Eu tinha quase 33 anos quando iniciei o curso de Artes Visuais. Já possuía uma boa familiaridade com a poesia, bem como com outras linguagens, como o teatro, pois comecei muito cedo a lida artística. E, em seguida, entrei também no doutorado em literatura.
Era 2012, eu já tinha 2 livros publicados, 3 projetos aprovados em prêmios, e uma experiência longa como performer, oficineira, fazedora de coisas no campo das artes. Cansara um pouco da vida dura de poeta, sempre a instabilidade do serviço autônomo, os projetos constantes, as viagens, o meio cultural com as bestas de sempre e os círculos nos quais às vezes temos de agir como se não tivéssemos outra coisa a fazer, nem contas pra pagar. E eu já tinha enfrentado os ônus todos da minha performance Não alimente a escritora, que acabou na delegacia, após escolta e humilhação pública, em 2010. Não queria mais escrever, não queria mais publicar, nem participar de eventos.
Uma graduação nova é sempre uma forma de respiro e de se obter um passe estudantil, além de que o curso oferecia aulas teóricas de história da arte em todas as fases, além de aulas de performance e de outras linguagens pelas quais eu era apaixonada.
O susto, porém, começou já na primeira fase, quando fomos apresentados às práticas. Eu não fazia a mínima ideia de como era pintar, nem conseguia diferenciar um pincel reto de um pincel redondo: para mim, todos pareciam retos, todos pareciam redondos. Nem imaginava a diferença entre tinta acrílica, guache e aquarela. Tudo que eu sabia sobre diluentes havia sido aprendido na leitura do rótulo das latas de tinta que eu usava para renovar móveis ou entregar apartamentos alugados.
O primeiro desenho de observação que fiz na vida foi o da seleção do retorno de graduado, para a qual inscrevi-me contando que não haveria prova prática, apenas teórica, um erro de informação. Havia uma bibliografia com dois títulos e eu os li com muito interesse. Cheguei lá e recebi um lápis HB, sentei na pior posição do objeto, usei a borracha muitas vezes, fiz o que pude para tentar captar a sombra sobre a mesa e, ao perceber que era tarefa impossível (fui naturalmente a última a entregar a prova), escrevi: "Isto não é uma cadeira".
Passei. Eram 7 vagas, 6 passaram, eu inclusive. Quase dei um grito ao telefone, quando a funcionária me informou. E estava apenas começando.
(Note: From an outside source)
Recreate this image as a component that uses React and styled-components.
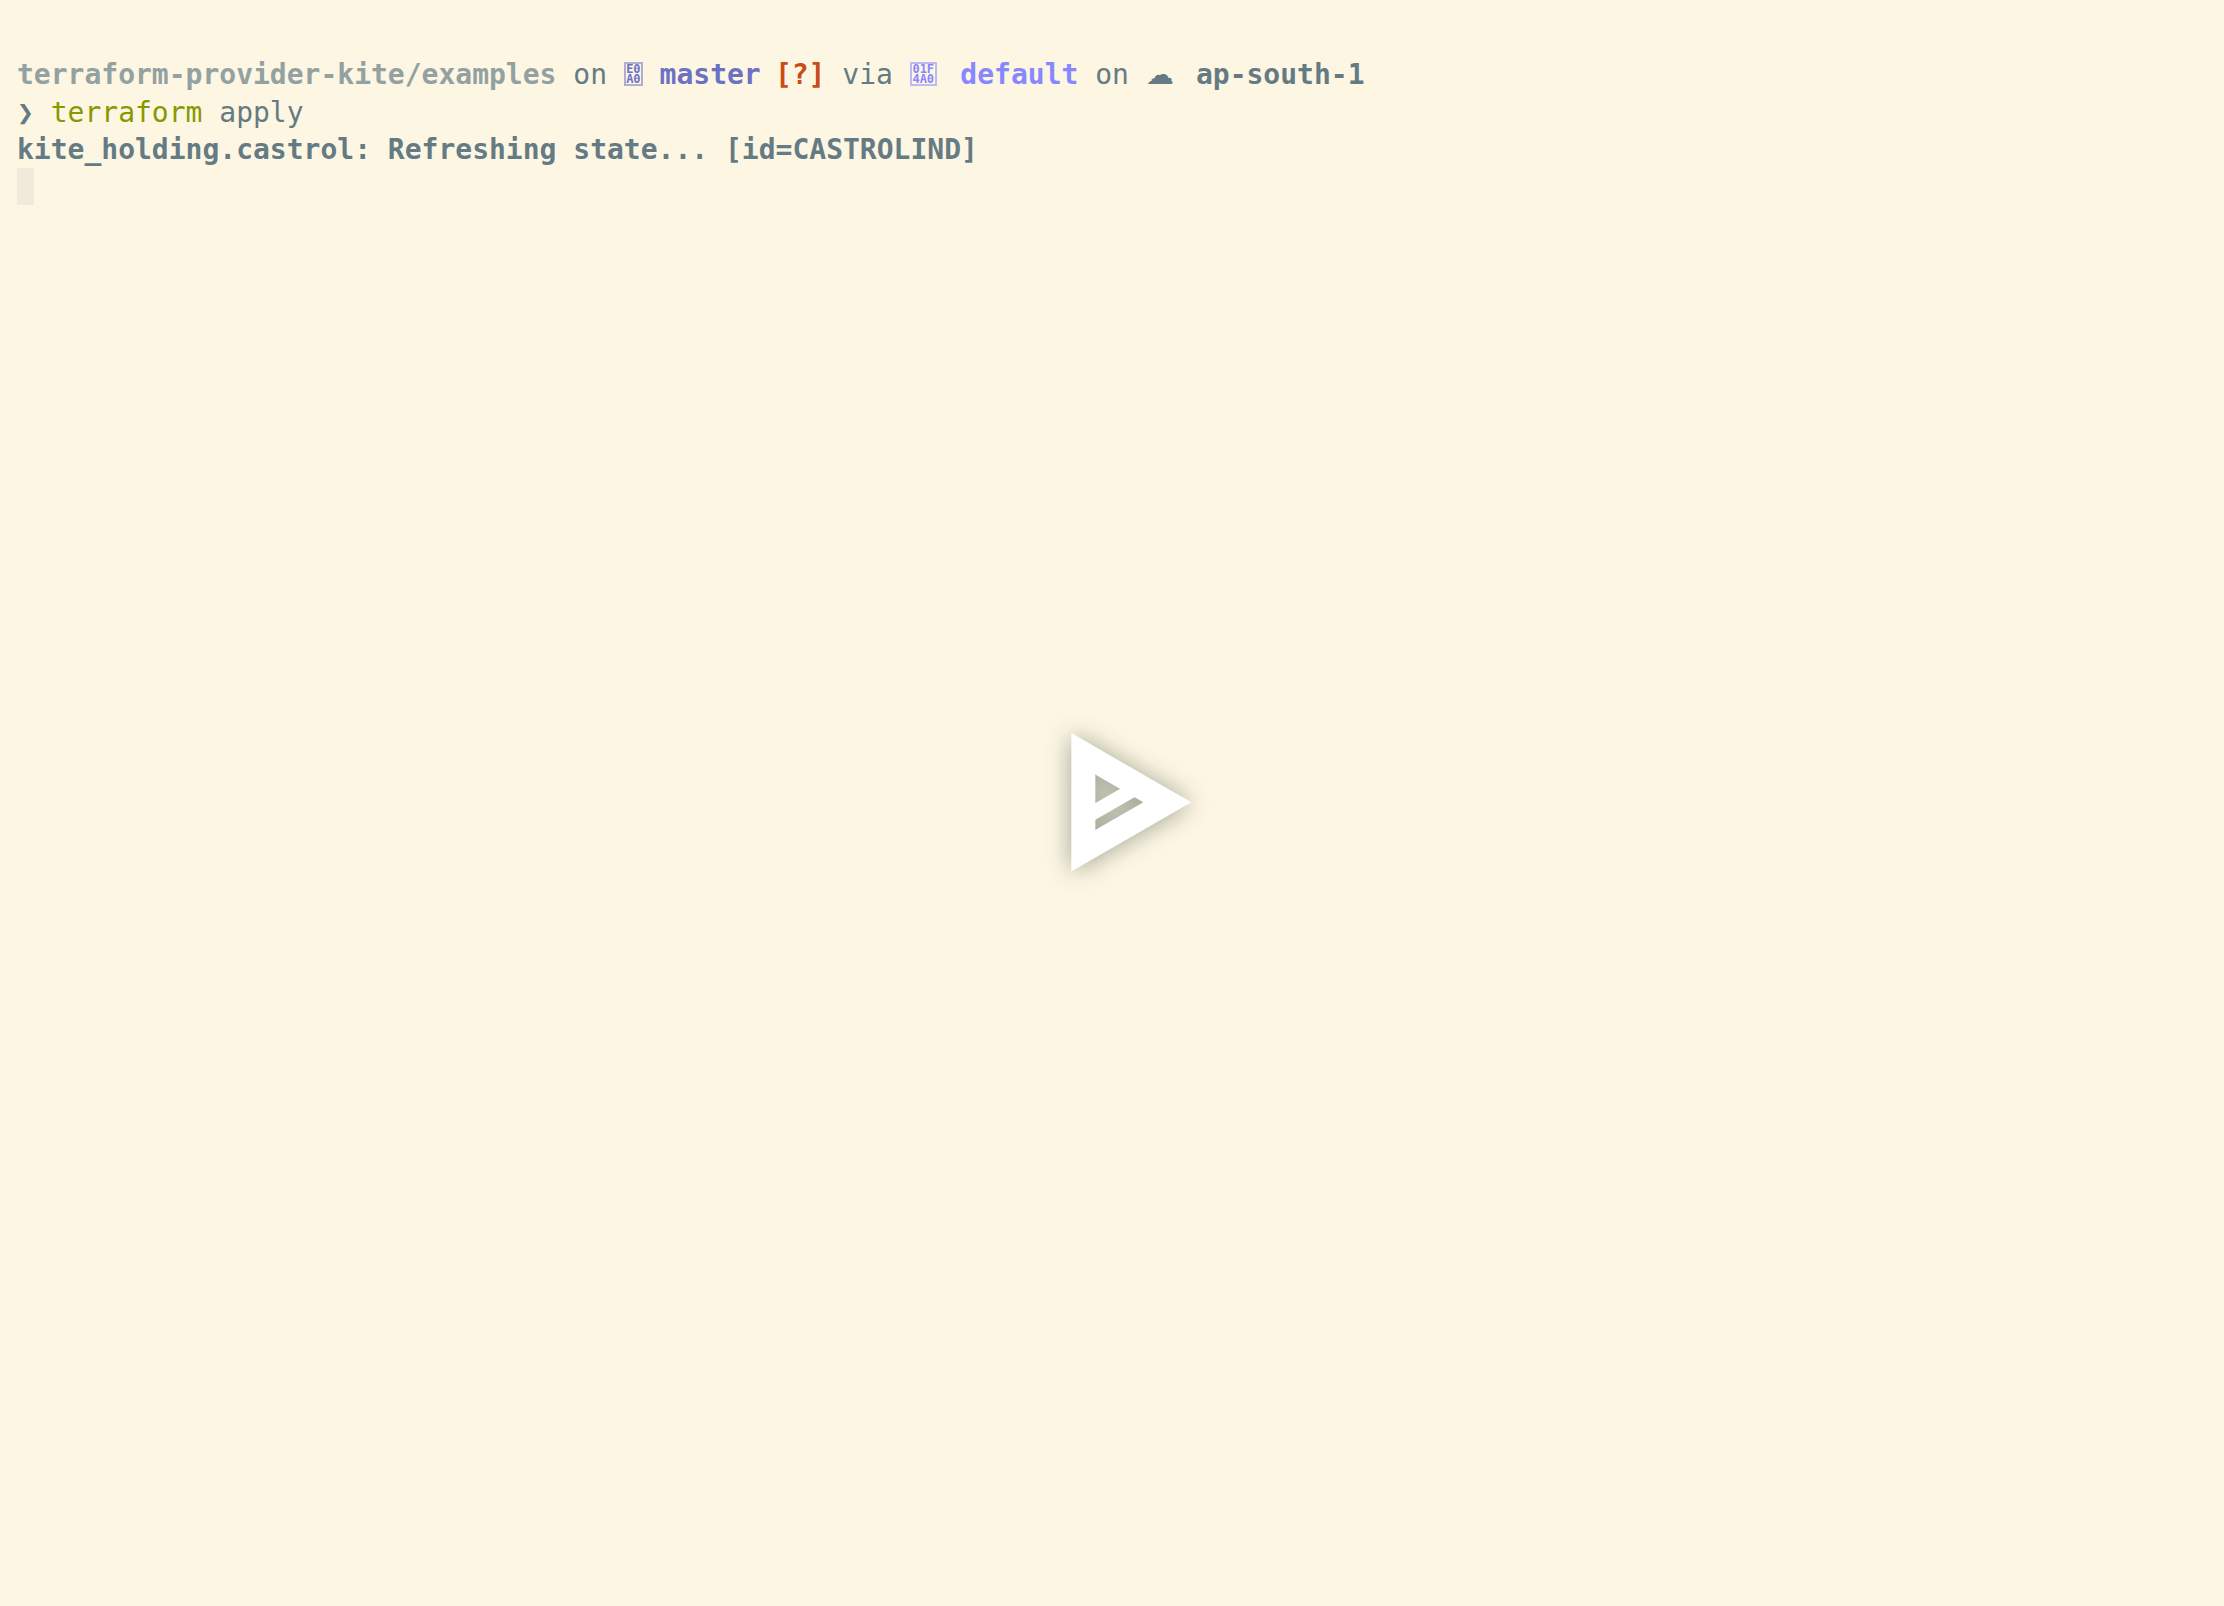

Foram os melhores anos, preenchidos da alegria de se viver em perpétuo desafio e descoberta. E, se me chateava ter que pegar 3 conduções para ir e 3 para voltar (mais de 3 horas diárias carregando material em ônibus lotados), não diminuía de nenhum modo o fogo de bem-viver daqueles anos, a respiração solar, a motivação e o encanto. Hoje sei que muito da satisfação daquele tempo era a rotina de estudante, a abertura para a construção artística e intelectual, que não se parece em nada com trabalho.
A lâmpada começou a apagar logo depois de me formar, ainda que tenha vivido dois semestres incríveis no atelier de pintura, como professora substituta. Que trabalho fértil, acompanhar o desenvolvimento das pessoas, vê-las produzindo, e pesquisar a linguagem. Aprendi demais. Era muito bom atuar no ambiente onde tive tantos alumbramentos.
Mas já era 2016, 2017, um pós-golpe cheio de feridas, de danação. Posso afirmar que nunca mais fui faceira daquele modo e que, embora tenha conquistado coisas importantes (um cargo público e estável, outras 9 publicações de livros) eu teria vontade de voltar àquele frescor medroso da cadeira no meio da sala, apenas um objeto sobre a mesa, mas vivo, vivo, trêmulo; e ainda me pergunto como desenhar sua sombra.